This is one of those questions that sounds like it should have a clean answer. It does not. The right number of credit cards for your credit score is not a fixed number. It depends on where you are starting from, how you manage the cards you have, and what you are trying to achieve.
That said, there are some clear patterns in the data and some practical principles that can guide your decision. Here is what you actually need to know.
The number itself matters less than you think
Credit scores do not have a built-in preference for any specific number of credit cards. Having two cards is not inherently better or worse for your score than having five. What matters is how those cards are being managed, specifically whether payments are being made on time and how much of the available credit is being used.
People with excellent credit scores, 750 and above, tend to have an average of three to four credit card accounts according to FICO data. But that is a correlation, not a prescription. Those people did not get high scores by opening three cards. They got high scores by managing their accounts well over time, and they happen to have an average of three to four cards.
What opening more cards can help with
Lower overall utilization. This is the most concrete credit benefit of having multiple cards. Credit utilization, the percentage of your available credit you are currently using, accounts for 30% of your FICO score. If you have one card with a 1,000 dollar limit and carry a 400 dollar balance, your utilization is 40%. If you open a second card with a 1,000 dollar limit and carry no balance on it, your utilization drops to 20% on the same spending. More available credit with the same or lower balances means lower utilization.
Credit mix. Having both revolving accounts like credit cards and installment accounts like loans contributes positively to credit mix, which accounts for 10% of your score. However, the difference between having one card and two cards in terms of credit mix is minimal. You do not need multiple cards to demonstrate revolving credit experience.
What opening more cards can hurt
Every new credit card application results in a hard inquiry on your credit report, which has a small temporary negative impact on your score. Opening multiple cards in a short window compounds this. Multiple hard inquiries in quick succession can signal financial stress to lenders and scoring models.
Average account age. The length of your credit history accounts for 15% of your score, including the average age of all your accounts. Every new card you open lowers your average account age. If you have been building credit for five years and open three new cards, your average account age drops noticeably.
Management complexity. More cards mean more payments to track, more statement dates to monitor, and more opportunities to accidentally miss something. The credit risk is not in having the cards. It is in failing to manage them all consistently.
The real answer by situation
If you have no credit history: Start with one card, ideally a secured card, and focus on using it consistently and paying it off every month. Adding a second card before you have established a track record adds complexity without meaningful benefit. Consider rent reporting through a service like Credit Genius as a parallel credit-building move that adds payment history without requiring another card application.
If you have one or two cards and a fair score: You probably do not need more cards to improve your score. Focus on paying down balances to reduce utilization and building a longer, cleaner payment history. Adding a card for the sole purpose of improving your score is rarely the right move at this stage.
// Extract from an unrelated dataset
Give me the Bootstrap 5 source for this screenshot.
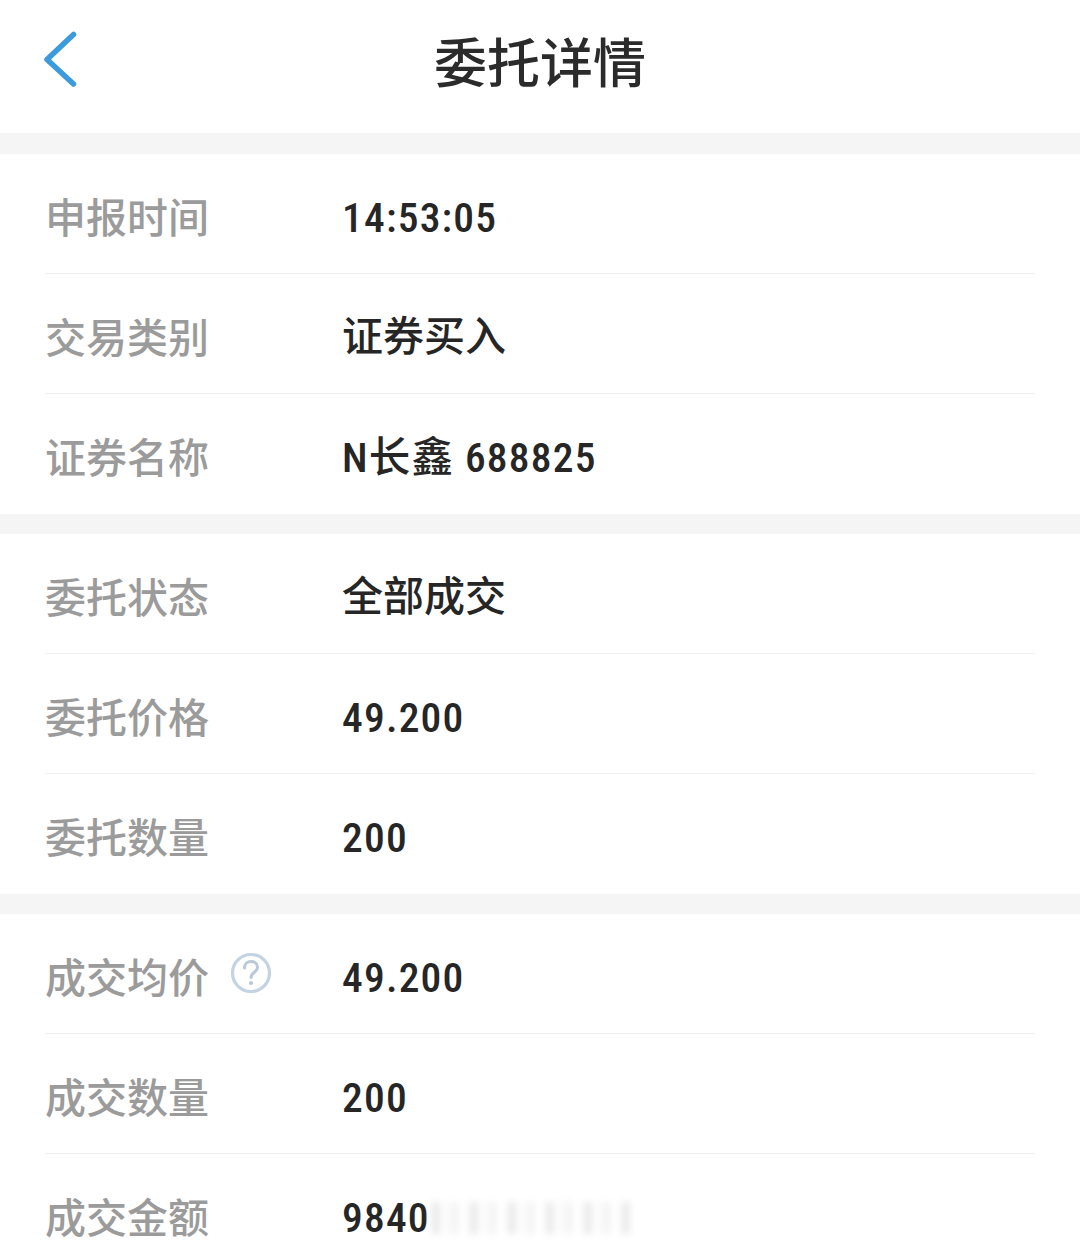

If you have good credit and are managing cards well: An additional card can make sense if it lowers your overall utilization meaningfully or if the rewards structure justifies it. Space out applications and do not open more than one or two new accounts per year.
If you are preparing for a major loan application: Do not open any new cards in the six to twelve months before applying for a mortgage or major loan. New accounts lower your average account age and add hard inquiries at exactly the wrong time.
The utilization principle is the most actionable takeaway
If there is one number-related principle that genuinely applies across situations it is this: keep your total credit utilization below 30%, and ideally below 10%, regardless of how many cards you have. Whether you achieve that with one card or five cards is secondary.
A person with two cards both nearly maxed out has worse credit than a person with one card kept at 5% utilization. The number of cards is not the variable that matters. The behavior is.
The bottom line
There is no magic number of credit cards that will give you a good credit score. Two to four is a reasonable range for most people who are actively managing their credit, but even that is a guideline rather than a rule.What actually determines your score is not how many cards you have. It is whether you pay on time, how much of your available credit you use, and how long you have been doing both consistently. Get those things right and the number of cards becomes almost irrelevant.